Threat of funding cutoff forces more states to clean up auto pollution

Smoke-belching clunkers and thousands of other air--polluting cars soon may be forced to clean up their acts or get off the road. Despite much dragging of political brakes, lawmakers in more and more states - threatened with the loss of millions of dollars of federal highway funds - are moving forward with auto-emission-inspection programs.

But federal officials are running out of patience. On Jan. 31 the Environmental Protection Agency (EPA) warned more than 200 counties in 33 states that they had better get going with clean air controls. This comes at a time when:

* Only 14 states - four of them in the past few weeks - are in at least partial compliance with federal clean-air standards through mandatory checks of pollution levels from vehicle exhaust systems.

* At least two more are slated to be on line later this year, including Massachusetts as of April 1.

* Four other states are moving in that direction.

* And another 10 have antipollution measures on their books but have missed the scheduled starting date and are making little or no progress.

Officials in some states are marking time, hoping Congress will relax or even eliminate auto-emission-inspection requirements.

Prospects for such a change are uncertain, and, in the absence of further orders, the EPA is preparing to enforce the regulations, including recommended sanctions for noncompliance.

Meanwhile, legislation is in the works in at least nine states, plus the District of Columbia, to initiate emission-inspection provisions or enforce previously established ones, according to Katherine Yoe of the Highway Users Federation.

While declining to speculate what the fate of any of these proposals might be , she notes that in a dozen states, several of which have emission-inspection programs in place or on the way, efforts are under way to move in just the opposite direction.

Legislation to repeal emission inspections is under consideration by lawmakers in Connecticut, Delaware, Idaho, Indiana, Maryland, Massachusetts, Michigan, Nevada, New York, North Carolina, Pennsylvania, and Washington.

Yet aides of Massachusetts Gov. Michael S. Dukakis make it clear their state's April 1 target date will be met. Some $300 million in road-construction and maintenance aid to the Bay State are at stake. They note well the loss of federal highway and sewer project funds in California and Pennsylvania for failure to implement emission-control programs.
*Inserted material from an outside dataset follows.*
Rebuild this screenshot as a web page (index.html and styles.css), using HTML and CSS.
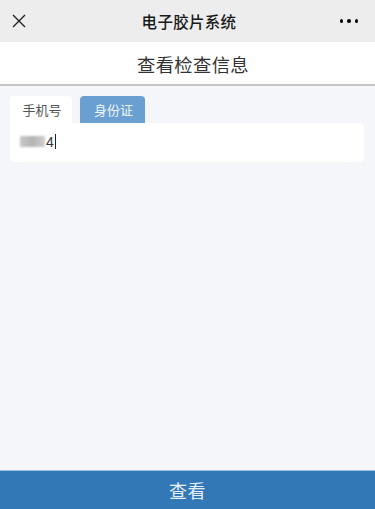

Massachusetts plans to tie the electronic-recorded tailpipe sniff in with the regular vehicle safety inspection of tires, brakes, headlights, horn, and windshields.

Cars built prior to 1968 are exempt from the emissions inspections, since they were manufactured before catalytic converters were installed by factories.

Boosters of the Bay State program anticipate that the $10 annual inspection fee will not impose a hardship on motorists since, based on the experience in the states that have such emissions, 85 percent of the cars checked can be expected to pass.

Only states or sections of states with clean-air problems, including all thickly settled areas, must have auto-emission-control programs.

The nation's first, and one of the most successful exhaust-check programs, began in New Jersey in February 1974.

To help save New Jersey money and reduce inconvenience to motorists, the mandatory inspections, which had been annual, were changed to biennial last year. Except for California, where a similar setup goes into effect in Los Angeles, San Diego, San Francisco, and several other metropolitan areas in April 1984, car-emission inspections are yearly, usually on a staggered monthly basis.

New Jersey, Connecticut, Rhode Island, and soon Massachusetts have the only statewide coverage. Other areas with such programs in operation are Washington, D.C., and one or more areas in Arizona, Colorado, Delaware, Georgia, New Mexico, New York, North Carolina, Oregon, Virginia, and Washington.

Other states with such measures on the books, but either stalled or otherwise not yet on line, include portions of California, Idaho, Illinois, Indiana, Maryland, Michigan, Missouri, Nevada, Pennsylvania, Tennessee, Texas, Utah, and Wisconsin.

The price range for the inspections range from $2.50 in New Jersey to $10 in Washington State.

Although California lawmakers last year finally enacted an exhaust-test program for areas that fail to meet EPA clean-air standards, the state has had $ 370 million in federal funds withheld.

Perhaps similarly prodded to get on with its program is Pennsylvania, which was supposed to have emissions-control inspections in the Philadelphia, Pittsburgh, and Allentown-Easton areas last May. This delay has cost the state, at least temporarily, some $91 million in road-building dollars.